Why should you escape the rat race early? Only you can truly answer that question. For me, I enjoyed some things about my paid employment, but I did not find it to be at all fulfilling. I probably enjoyed around 80% of my job, but hated the other 20%. The biggest problem of all was that employment took up nearly all of my time.
Many people will tell you that they dislike their job, but they would be bored without it. Again, this isn’t a reason not to strive for financial independence. Of course, you may always choose to continue as an employee even if you are not reliant on the monthly pay cheque. Even some lottery winners do so (but not nearly as many as claim they would before winning).
Even when I wasn’t in the office at weekends, which was far from being every weekend, I was constantly fielding an alarming number of phone calls, emails and text messages. However, my real reason for escaping the rat race was to focus on things that were more important to me such as travel and spending time with family. The motivation will differ for each of us.

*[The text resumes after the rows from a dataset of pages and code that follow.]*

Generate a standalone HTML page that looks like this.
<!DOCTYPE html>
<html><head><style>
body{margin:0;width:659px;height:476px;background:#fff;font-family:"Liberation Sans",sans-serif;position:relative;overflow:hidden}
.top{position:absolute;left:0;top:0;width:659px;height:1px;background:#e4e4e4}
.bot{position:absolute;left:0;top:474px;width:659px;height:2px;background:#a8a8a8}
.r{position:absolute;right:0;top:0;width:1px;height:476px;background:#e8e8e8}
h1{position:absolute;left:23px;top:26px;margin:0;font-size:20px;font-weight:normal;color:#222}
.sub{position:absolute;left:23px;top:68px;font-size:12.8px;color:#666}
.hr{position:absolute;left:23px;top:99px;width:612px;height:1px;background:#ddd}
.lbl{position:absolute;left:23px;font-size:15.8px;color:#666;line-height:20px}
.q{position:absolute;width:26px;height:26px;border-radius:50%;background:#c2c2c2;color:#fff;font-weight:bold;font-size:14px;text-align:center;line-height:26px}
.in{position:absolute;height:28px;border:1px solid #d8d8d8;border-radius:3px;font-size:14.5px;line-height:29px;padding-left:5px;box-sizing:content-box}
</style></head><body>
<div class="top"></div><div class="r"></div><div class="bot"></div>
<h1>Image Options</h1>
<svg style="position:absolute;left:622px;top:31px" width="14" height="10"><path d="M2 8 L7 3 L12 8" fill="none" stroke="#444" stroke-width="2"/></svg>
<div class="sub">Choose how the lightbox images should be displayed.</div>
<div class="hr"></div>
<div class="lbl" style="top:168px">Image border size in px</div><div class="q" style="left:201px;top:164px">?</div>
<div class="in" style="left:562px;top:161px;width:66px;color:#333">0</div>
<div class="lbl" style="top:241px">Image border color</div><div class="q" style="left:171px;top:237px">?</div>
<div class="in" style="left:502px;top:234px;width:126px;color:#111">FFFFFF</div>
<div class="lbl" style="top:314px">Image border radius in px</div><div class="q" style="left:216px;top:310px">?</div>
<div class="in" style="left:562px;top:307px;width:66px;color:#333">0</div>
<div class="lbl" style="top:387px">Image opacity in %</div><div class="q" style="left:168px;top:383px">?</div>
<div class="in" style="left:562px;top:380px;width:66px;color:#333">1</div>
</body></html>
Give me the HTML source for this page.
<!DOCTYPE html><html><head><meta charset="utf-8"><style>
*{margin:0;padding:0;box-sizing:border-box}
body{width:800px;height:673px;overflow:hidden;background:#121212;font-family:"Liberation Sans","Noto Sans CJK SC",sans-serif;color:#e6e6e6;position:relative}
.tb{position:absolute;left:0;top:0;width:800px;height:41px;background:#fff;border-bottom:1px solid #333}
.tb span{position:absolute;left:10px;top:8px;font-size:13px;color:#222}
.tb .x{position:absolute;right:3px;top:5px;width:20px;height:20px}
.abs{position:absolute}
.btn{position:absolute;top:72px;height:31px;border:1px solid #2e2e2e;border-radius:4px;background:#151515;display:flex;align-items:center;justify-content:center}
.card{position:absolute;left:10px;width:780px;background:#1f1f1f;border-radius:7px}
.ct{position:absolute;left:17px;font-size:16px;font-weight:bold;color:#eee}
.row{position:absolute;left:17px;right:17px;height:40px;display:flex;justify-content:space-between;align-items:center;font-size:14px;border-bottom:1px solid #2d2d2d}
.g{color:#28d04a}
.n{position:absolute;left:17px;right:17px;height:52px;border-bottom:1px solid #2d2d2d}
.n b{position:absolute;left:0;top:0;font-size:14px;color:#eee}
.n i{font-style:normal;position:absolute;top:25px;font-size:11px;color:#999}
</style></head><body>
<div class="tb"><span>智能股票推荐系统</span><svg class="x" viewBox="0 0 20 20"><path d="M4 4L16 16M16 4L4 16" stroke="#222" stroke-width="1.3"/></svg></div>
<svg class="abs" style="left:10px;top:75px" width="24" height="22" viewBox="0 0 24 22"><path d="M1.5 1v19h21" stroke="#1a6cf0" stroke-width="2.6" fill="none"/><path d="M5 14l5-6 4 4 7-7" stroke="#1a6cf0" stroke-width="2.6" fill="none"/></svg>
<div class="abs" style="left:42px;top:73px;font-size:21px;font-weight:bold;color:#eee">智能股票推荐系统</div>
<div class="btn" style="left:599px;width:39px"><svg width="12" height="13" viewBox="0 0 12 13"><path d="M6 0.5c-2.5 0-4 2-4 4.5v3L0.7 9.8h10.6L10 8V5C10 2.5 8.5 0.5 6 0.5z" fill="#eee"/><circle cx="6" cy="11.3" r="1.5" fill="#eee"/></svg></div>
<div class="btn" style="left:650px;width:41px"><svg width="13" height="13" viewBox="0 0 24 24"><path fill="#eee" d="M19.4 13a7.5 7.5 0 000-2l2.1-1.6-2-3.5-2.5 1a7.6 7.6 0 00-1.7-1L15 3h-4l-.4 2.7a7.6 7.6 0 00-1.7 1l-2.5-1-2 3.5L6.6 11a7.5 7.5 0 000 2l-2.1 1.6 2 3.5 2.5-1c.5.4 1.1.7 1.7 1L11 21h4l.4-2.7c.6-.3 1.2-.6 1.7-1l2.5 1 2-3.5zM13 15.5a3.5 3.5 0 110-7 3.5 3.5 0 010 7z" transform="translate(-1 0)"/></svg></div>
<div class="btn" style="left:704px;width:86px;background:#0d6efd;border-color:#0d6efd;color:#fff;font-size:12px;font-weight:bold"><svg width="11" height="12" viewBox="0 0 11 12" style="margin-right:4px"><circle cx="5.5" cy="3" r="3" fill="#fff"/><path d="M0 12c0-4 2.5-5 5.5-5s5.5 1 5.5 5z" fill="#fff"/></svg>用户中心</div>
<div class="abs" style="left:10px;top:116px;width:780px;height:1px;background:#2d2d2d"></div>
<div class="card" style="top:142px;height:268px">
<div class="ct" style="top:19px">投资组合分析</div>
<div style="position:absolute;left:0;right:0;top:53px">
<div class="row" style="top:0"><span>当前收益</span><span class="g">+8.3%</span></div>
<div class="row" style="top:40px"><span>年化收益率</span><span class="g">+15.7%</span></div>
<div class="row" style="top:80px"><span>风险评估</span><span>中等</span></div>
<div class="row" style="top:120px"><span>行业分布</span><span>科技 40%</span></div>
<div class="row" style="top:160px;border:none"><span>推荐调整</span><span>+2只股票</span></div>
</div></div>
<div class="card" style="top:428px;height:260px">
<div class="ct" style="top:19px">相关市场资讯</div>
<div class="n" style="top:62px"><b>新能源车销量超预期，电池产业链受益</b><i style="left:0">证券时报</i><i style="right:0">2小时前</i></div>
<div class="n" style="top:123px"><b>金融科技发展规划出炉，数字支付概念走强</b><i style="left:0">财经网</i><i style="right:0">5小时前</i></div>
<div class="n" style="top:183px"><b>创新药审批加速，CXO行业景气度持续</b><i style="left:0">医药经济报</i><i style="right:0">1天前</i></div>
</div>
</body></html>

Since being freed from the shackles of full-time work, I’ve worked for a short time as a volunteer on the Hurricane Katrina disaster relief, taken an amazing 6 months to travel the world, and spent 3 months in a yoga retreat. I’m eternally grateful that I have been able to do these things. Travel was a major pull factor for me.
I was fortunate in that I realised at a young age that the corporate dream we had been sold was unsatisfactory. I looked at the people who were in the roles and positions I was supposed to be aspiring to and considered whether they looked fulfilled, happy and rich. Most of them didn’t look to be where I wanted to be 20, 30 or 40 years down the track.

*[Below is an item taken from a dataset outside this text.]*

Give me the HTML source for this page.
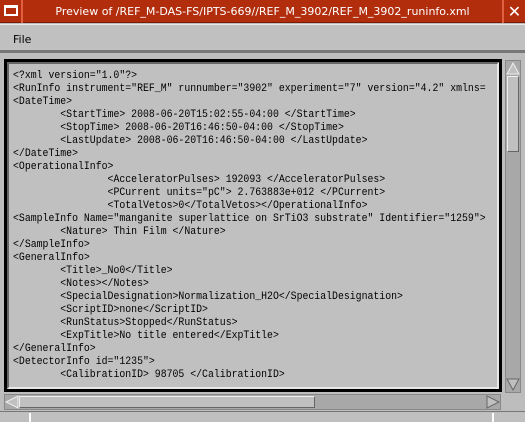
<!DOCTYPE html>
<html><head><style>
*{margin:0;padding:0;box-sizing:border-box}
body{width:525px;height:421px;background:#bdbdbd;position:relative;overflow:hidden;font-family:"DejaVu Sans","Liberation Sans",sans-serif}
.title{position:absolute;left:0;top:0;width:525px;height:23px;background:#b12d0c;border-bottom:1px solid #7a1c05}
.ticon{position:absolute;left:0;top:0;width:23px;height:23px;border-right:2px solid #e06040;}
.ticon div{position:absolute;left:4px;top:5px;width:14px;height:11px;border:2px solid #fff;border-top-width:3px}
.ttext{position:absolute;left:26px;right:26px;top:5px;text-align:center;color:#fff;font-size:11px;white-space:nowrap}
.close{position:absolute;right:0;top:0;width:23px;height:23px;border-left:2px solid #e06040;color:#fff;font-size:16px;font-weight:bold;text-align:center;line-height:23px}
.menu{position:absolute;left:0;top:24px;width:525px;height:29px;background:#c0c0c0;border-top:1px solid #e8e8e8;border-bottom:3px solid #777}
.menu span{position:absolute;left:13px;top:8px;font-size:11px;color:#000}
.frame{position:absolute;left:4px;top:59px;width:498px;height:333px;border:3px solid #000;background:#c0c0c0}
.frame:before{content:"";position:absolute;left:0;top:0;right:0;bottom:0;border:2px solid #e8e8e8;border-top-color:#666;border-left-color:#666}
pre{position:absolute;left:6px;top:8px;font-family:"Liberation Mono",monospace;font-size:11px;line-height:13px;tab-size:8;-moz-tab-size:8;color:#000;white-space:pre;transform:scaleX(0.895);transform-origin:0 0}
.vs{position:absolute;left:505px;top:60px;width:16px;height:333px;background:#a8a8a8;border:1px solid #888}
.vthumb{position:absolute;left:1px;top:15px;width:12px;height:76px;background:#c0c0c0;border:1px solid #eee;border-right-color:#666;border-bottom-color:#666}
.hs{position:absolute;left:4px;top:394px;width:497px;height:16px;background:#a8a8a8;border:1px solid #888}
.hthumb{position:absolute;left:14px;top:1px;width:296px;height:12px;background:#c0c0c0;border:1px solid #eee;border-right-color:#666;border-bottom-color:#666}
.bot{position:absolute;left:0;top:411px;width:525px;height:10px;border-top:1px solid #777;background:#c0c0c0}
</style></head><body>
<div class="title"><div class="ticon"><div></div></div><div class="ttext">Preview of /REF_M-DAS-FS/IPTS-669//REF_M_3902/REF_M_3902_runinfo.xml</div><div class="close">✕</div></div>
<div class="menu"><span>File</span></div>
<div class="frame"><pre>&lt;?xml version="1.0"?&gt;
&lt;RunInfo instrument="REF_M" runnumber="3902" experiment="7" version="4.2" xmlns=
&lt;DateTime&gt;
	&lt;StartTime&gt; 2008-06-20T15:02:55-04:00 &lt;/StartTime&gt;
	&lt;StopTime&gt; 2008-06-20T16:46:50-04:00 &lt;/StopTime&gt;
	&lt;LastUpdate&gt; 2008-06-20T16:46:50-04:00 &lt;/LastUpdate&gt;
&lt;/DateTime&gt;
&lt;OperationalInfo&gt;
		&lt;AcceleratorPulses&gt; 192093 &lt;/AcceleratorPulses&gt;
		&lt;PCurrent units="pC"&gt; 2.763883e+012 &lt;/PCurrent&gt;
		&lt;TotalVetos&gt;0&lt;/TotalVetos&gt;&lt;/OperationalInfo&gt;
&lt;SampleInfo Name="manganite superlattice on SrTiO3 substrate" Identifier="1259"&gt;
	&lt;Nature&gt; Thin Film &lt;/Nature&gt;
&lt;/SampleInfo&gt;
&lt;GeneralInfo&gt;
	&lt;Title&gt;_No0&lt;/Title&gt;
	&lt;Notes&gt;&lt;/Notes&gt;
	&lt;SpecialDesignation&gt;Normalization_H2O&lt;/SpecialDesignation&gt;
	&lt;ScriptID&gt;none&lt;/ScriptID&gt;
	&lt;RunStatus&gt;Stopped&lt;/RunStatus&gt;
	&lt;ExpTitle&gt;No title entered&lt;/ExpTitle&gt;
&lt;/GeneralInfo&gt;
&lt;DetectorInfo id="1235"&gt;
	&lt;CalibrationID&gt; 98705 &lt;/CalibrationID&gt;</pre></div>
<div class="vs"><svg width="14" height="14" style="position:absolute;left:0;top:0"><polygon points="7,2 13,13 1,13" fill="#c0c0c0" stroke="#eee"/></svg><div class="vthumb"></div><svg width="14" height="14" style="position:absolute;left:0;bottom:0"><polygon points="1,1 13,1 7,12" fill="#c0c0c0" stroke="#666"/></svg></div>
<div class="hs"><svg width="14" height="14" style="position:absolute;left:0;top:0"><polygon points="1,7 13,1 13,13" fill="#c0c0c0" stroke="#eee"/></svg><div class="hthumb"></div><svg width="14" height="14" style="position:absolute;right:0;top:0"><polygon points="1,1 13,7 1,13" fill="#c0c0c0" stroke="#666"/></svg></div>
<div class="bot"><div style="position:absolute;left:29px;top:1px;width:2px;height:9px;background:#fff"></div><div style="position:absolute;left:492px;top:1px;width:2px;height:9px;background:#fff"></div></div>
</body></html>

Some of my friends and male colleagues who went on to become accountancy firm partners bemoaned that they were actually worse off than they had been before they reached their dream roles. They were expected to buy cripplingly expensive houses in Sydney and cars befitting their positions, their wives wanted to give up work and have numerous children, and the government stripped them of half of their pay packets through taxes before they could even think about paying the mortgage. They talked as if they were caught in some kind of a trap. I guess in many ways they were.
If you want to achieve financial freedom and be young and wealthy, an important step in achieving this is to know exactly why you want to reach these goals and to have a detailed plan for what you will do with your wealth. It is a valuable idea to visualise very specifically where you want to be if you know where you are headed, then you can take specific steps towards your goal. It is sometimes said that if the why is strong enough, then the how will take care of itself.